I don’t know. I would recommend people do their own brand actually. That’s what I would do.
A.Presotto: I think what hairdressers tend to forget is that the business they’re in is hair and it’s skills and services we offer. And if you tie your branding to a company, at some way along the line. You’re going to be very disappointed.
M.Levine: Absolutely.
A.Presotto: If you tie your branding to yourself, you’ve got nobody to disappoint you but you.
M.Levine: That’s true. I think if I was. I really do like the Aveda model. And it’s weird because I have a love-hate relationship with them. But if I was to tie my brand to something, it would probably be Aveda again.

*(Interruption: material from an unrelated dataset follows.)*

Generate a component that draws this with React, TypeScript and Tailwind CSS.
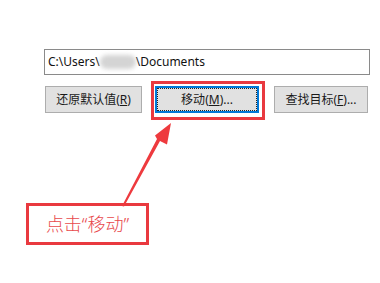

And mostly because I think first of all, Aveda’s salon tend to do good numbers and if you just kind of do whatever they tell you to do you’ll be okay. If you’re not overly entrepreneurial yourself and you’re okay with, “Yes I want to own a salon but I don’t want to do too much thinking for myself.” That type of model is probably a really good one as well.
I still do kind of, I don’t know very often, “I think gosh I think I’m going to get Aveda salon again one day.” Who knows? My wife likes using Aveda. So, we’ll see.